* Begin *

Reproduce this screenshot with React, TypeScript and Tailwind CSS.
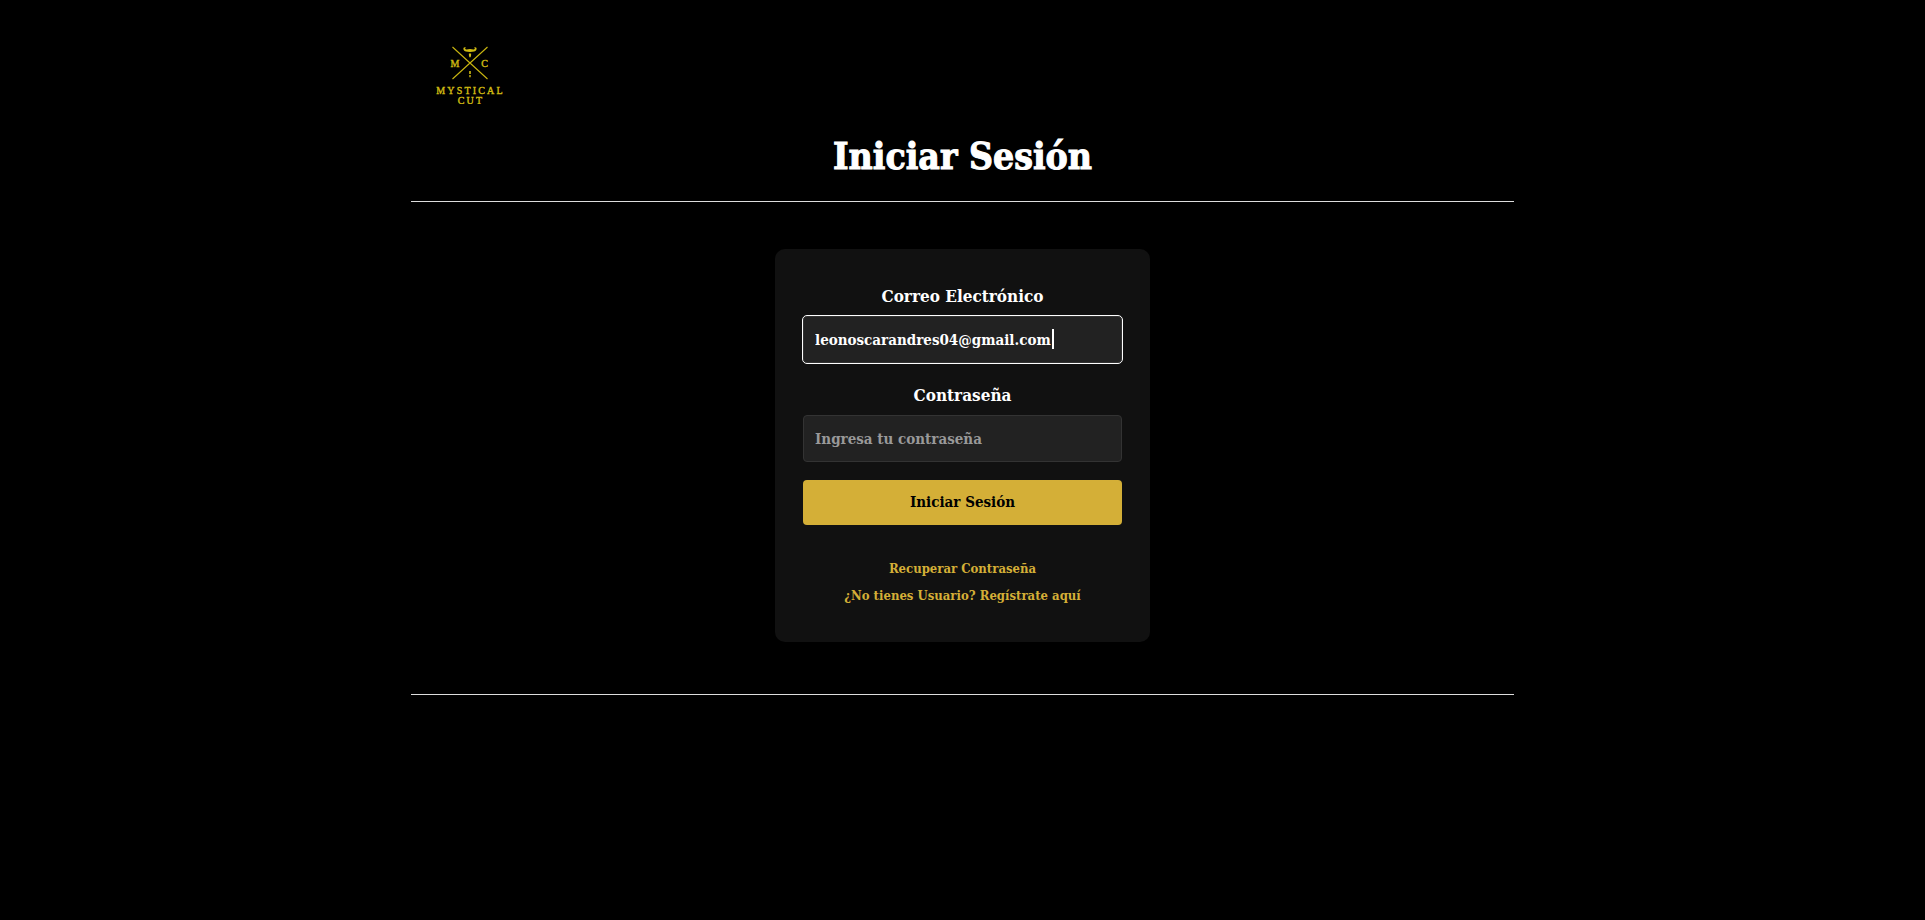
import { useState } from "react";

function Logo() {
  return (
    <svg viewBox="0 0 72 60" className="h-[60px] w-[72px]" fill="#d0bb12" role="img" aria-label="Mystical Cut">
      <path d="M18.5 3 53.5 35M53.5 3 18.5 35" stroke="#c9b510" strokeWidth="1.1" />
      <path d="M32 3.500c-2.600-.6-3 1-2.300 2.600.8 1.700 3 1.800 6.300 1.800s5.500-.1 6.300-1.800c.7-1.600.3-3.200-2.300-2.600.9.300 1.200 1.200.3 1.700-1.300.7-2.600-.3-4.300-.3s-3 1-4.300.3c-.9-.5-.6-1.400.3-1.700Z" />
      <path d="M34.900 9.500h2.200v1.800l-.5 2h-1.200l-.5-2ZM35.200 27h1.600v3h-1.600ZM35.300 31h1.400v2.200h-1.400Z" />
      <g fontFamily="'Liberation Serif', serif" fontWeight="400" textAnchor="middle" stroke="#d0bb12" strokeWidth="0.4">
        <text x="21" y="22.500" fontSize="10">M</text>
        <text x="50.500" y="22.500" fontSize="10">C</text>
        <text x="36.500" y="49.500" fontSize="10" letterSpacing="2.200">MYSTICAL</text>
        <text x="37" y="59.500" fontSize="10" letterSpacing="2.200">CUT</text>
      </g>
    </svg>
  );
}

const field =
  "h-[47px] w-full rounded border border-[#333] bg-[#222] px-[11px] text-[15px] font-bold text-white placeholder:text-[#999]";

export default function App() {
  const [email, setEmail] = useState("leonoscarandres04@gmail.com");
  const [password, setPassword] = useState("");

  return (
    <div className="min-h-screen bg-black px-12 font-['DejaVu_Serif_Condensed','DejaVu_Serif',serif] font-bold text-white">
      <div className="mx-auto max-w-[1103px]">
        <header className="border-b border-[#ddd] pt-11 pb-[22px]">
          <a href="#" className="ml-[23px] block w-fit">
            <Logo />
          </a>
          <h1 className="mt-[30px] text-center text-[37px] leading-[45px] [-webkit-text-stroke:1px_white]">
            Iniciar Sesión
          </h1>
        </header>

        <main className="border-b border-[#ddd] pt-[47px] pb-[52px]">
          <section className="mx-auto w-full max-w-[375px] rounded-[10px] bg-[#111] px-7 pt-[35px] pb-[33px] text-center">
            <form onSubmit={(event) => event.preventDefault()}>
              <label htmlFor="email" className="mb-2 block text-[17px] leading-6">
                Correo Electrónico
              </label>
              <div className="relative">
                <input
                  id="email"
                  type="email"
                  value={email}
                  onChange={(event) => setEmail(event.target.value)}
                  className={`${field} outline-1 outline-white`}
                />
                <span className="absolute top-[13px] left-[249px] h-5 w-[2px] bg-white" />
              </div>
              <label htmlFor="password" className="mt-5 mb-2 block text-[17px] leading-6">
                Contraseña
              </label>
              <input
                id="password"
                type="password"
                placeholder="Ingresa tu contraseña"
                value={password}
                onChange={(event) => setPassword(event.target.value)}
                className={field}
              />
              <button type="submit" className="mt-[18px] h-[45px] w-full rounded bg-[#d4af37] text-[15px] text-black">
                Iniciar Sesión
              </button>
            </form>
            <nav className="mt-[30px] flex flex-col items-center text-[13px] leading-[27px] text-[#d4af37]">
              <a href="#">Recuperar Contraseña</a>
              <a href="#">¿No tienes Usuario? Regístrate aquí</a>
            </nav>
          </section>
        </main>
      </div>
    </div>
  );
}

* End *

Aim: Leave the pictures out and output the rest of the listing exactly.

Response to this task:
Reproduce this screenshot with React, TypeScript and Tailwind CSS.
import { useState } from "react";

function Logo() {
  return (
    <svg viewBox="0 0 72 60" className="h-[60px] w-[72px]" fill="#d0bb12" role="img" aria-label="Mystical Cut">
      <path d="M18.5 3 53.5 35M53.5 3 18.5 35" stroke="#c9b510" strokeWidth="1.1" />
      <path d="M32 3.500c-2.600-.6-3 1-2.300 2.600.8 1.700 3 1.800 6.300 1.800s5.500-.1 6.300-1.800c.7-1.600.3-3.200-2.300-2.600.9.300 1.200 1.200.3 1.700-1.300.7-2.600-.3-4.300-.3s-3 1-4.300.3c-.9-.5-.6-1.400.3-1.700Z" />
      <path d="M34.900 9.500h2.200v1.800l-.5 2h-1.200l-.5-2ZM35.200 27h1.600v3h-1.600ZM35.300 31h1.400v2.200h-1.400Z" />
      <g fontFamily="'Liberation Serif', serif" fontWeight="400" textAnchor="middle" stroke="#d0bb12" strokeWidth="0.4">
        <text x="21" y="22.500" fontSize="10">M</text>
        <text x="50.500" y="22.500" fontSize="10">C</text>
        <text x="36.500" y="49.500" fontSize="10" letterSpacing="2.200">MYSTICAL</text>
        <text x="37" y="59.500" fontSize="10" letterSpacing="2.200">CUT</text>
      </g>
    </svg>
  );
}

const field =
  "h-[47px] w-full rounded border border-[#333] bg-[#222] px-[11px] text-[15px] font-bold text-white placeholder:text-[#999]";

export default function App() {
  const [email, setEmail] = useState("leonoscarandres04@gmail.com");
  const [password, setPassword] = useState("");

  return (
    <div className="min-h-screen bg-black px-12 font-['DejaVu_Serif_Condensed','DejaVu_Serif',serif] font-bold text-white">
      <div className="mx-auto max-w-[1103px]">
        <header className="border-b border-[#ddd] pt-11 pb-[22px]">
          <a href="#" className="ml-[23px] block w-fit">
            <Logo />
          </a>
          <h1 className="mt-[30px] text-center text-[37px] leading-[45px] [-webkit-text-stroke:1px_white]">
            Iniciar Sesión
          </h1>
        </header>

        <main className="border-b border-[#ddd] pt-[47px] pb-[52px]">
          <section className="mx-auto w-full max-w-[375px] rounded-[10px] bg-[#111] px-7 pt-[35px] pb-[33px] text-center">
            <form onSubmit={(event) => event.preventDefault()}>
              <label htmlFor="email" className="mb-2 block text-[17px] leading-6">
                Correo Electrónico
              </label>
              <div className="relative">
                <input
                  id="email"
                  type="email"
                  value={email}
                  onChange={(event) => setEmail(event.target.value)}
                  className={`${field} outline-1 outline-white`}
                />
                <span className="absolute top-[13px] left-[249px] h-5 w-[2px] bg-white" />
              </div>
              <label htmlFor="password" className="mt-5 mb-2 block text-[17px] leading-6">
                Contraseña
              </label>
              <input
                id="password"
                type="password"
                placeholder="Ingresa tu contraseña"
                value={password}
                onChange={(event) => setPassword(event.target.value)}
                className={field}
              />
              <button type="submit" className="mt-[18px] h-[45px] w-full rounded bg-[#d4af37] text-[15px] text-black">
                Iniciar Sesión
              </button>
            </form>
            <nav className="mt-[30px] flex flex-col items-center text-[13px] leading-[27px] text-[#d4af37]">
              <a href="#">Recuperar Contraseña</a>
              <a href="#">¿No tienes Usuario? Regístrate aquí</a>
            </nav>
          </section>
        </main>
      </div>
    </div>
  );
}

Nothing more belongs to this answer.